Pour Human Rights Watch, le droit international humanitaire ou lois de la guerre qui s’applique au conflit au centre du Mali, exige que toutes les attaques soient dirigées contre des cibles militaires. « Bien que la présence de victimes civiles n’indique pas automatiquement une violation des lois de la guerre, les attaques ne peuvent pas être menées sans discernement ni causer des pertes civiles disproportionnées. Les forces attaquantes sont tenues de faire tout ce qui est possible pour vérifier que leurs cibles sont militaires et évaluer si les pertes civiles éventuelles sont excessives par rapport au gain militaire recherché. Les États parties à un conflit armé sont tenus d’enquêter sur les allégations crédibles de violations graves du droit de la guerre, qui peuvent constituer des crimes de guerre. »

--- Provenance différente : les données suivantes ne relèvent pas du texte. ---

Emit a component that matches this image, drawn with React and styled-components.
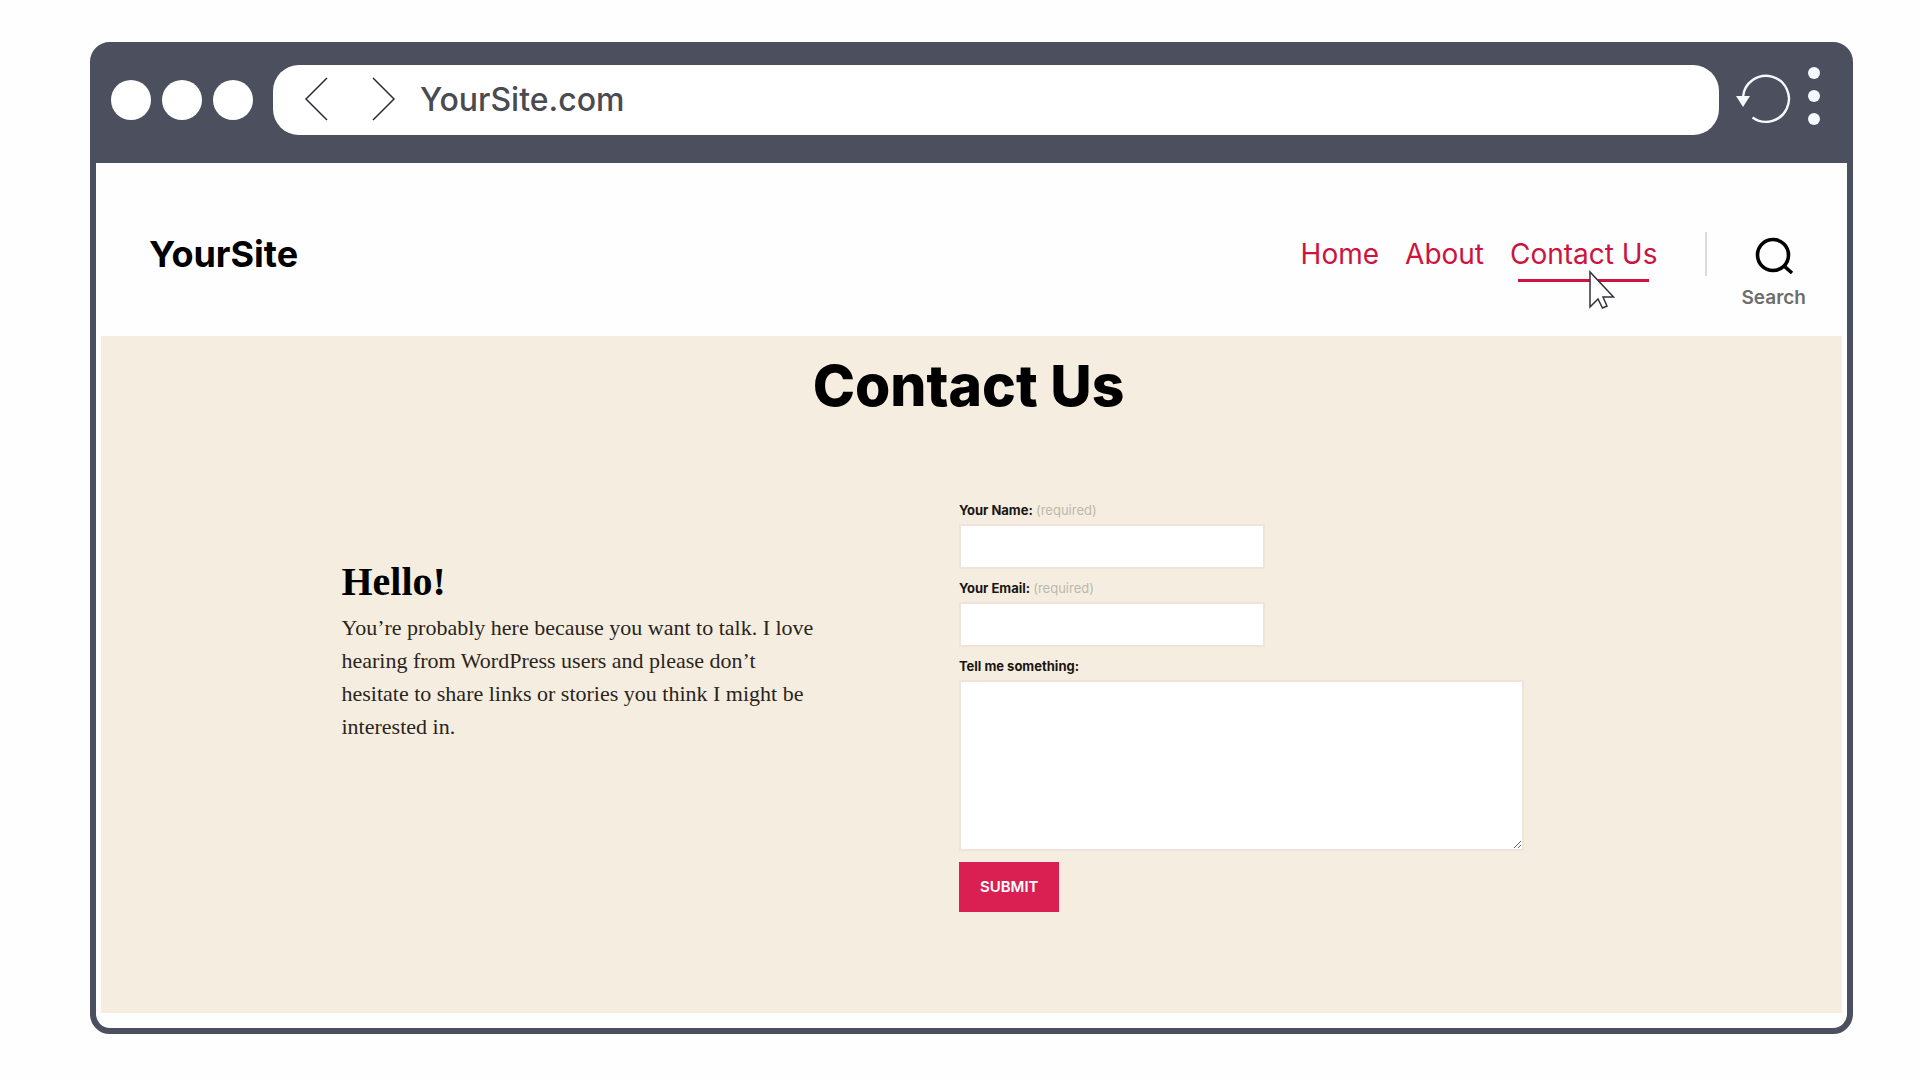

Human Rights Watch demande aux autorités malienne et française d’aider à l’enquête MINUSMA en fournissant aux enquêteurs les journaux de vol, les coordonnées de tous les avions opérant dans la zone ce jour-là, et les renseignements qui ont conduit à l’attaque. « Les autorités maliennes devraient immédiatement assurer la protection des témoins et des victimes et ouvrir une enquête judiciaire», selon Human Rights Watch.
Dans l’intervalle, poursuit le document de Human Rights Watch, les autorités françaises devraient enquêter sur la frappe, y compris sur le rôle joué par la chaîne de commandement. « Si l’enquête détermine que la frappe est illégale, la France devrait indemniser les victimes civiles et leurs proches et envisager de réparer les dommages causés aux civils, indépendamment de toute constatation d’action illégale. » Selon M. Pedneault, « plus vite des enquêtes crédibles et impartiales seront mises en place et dotées des informations nécessaires, plus vite elles auront des chances de donner des résultats précis et de dissiper les doutes et les rumeurs. » « En aidant la MINUSMA à mener cette enquête et en ouvrant leurs propres enquêtes indépendantes, les gouvernements malien et français non seulement respecteront leurs obligations internationales, mais démontreront leur engagement à protéger les populations locales et à faire respecter l’État de droit », précise Human Rights Watch.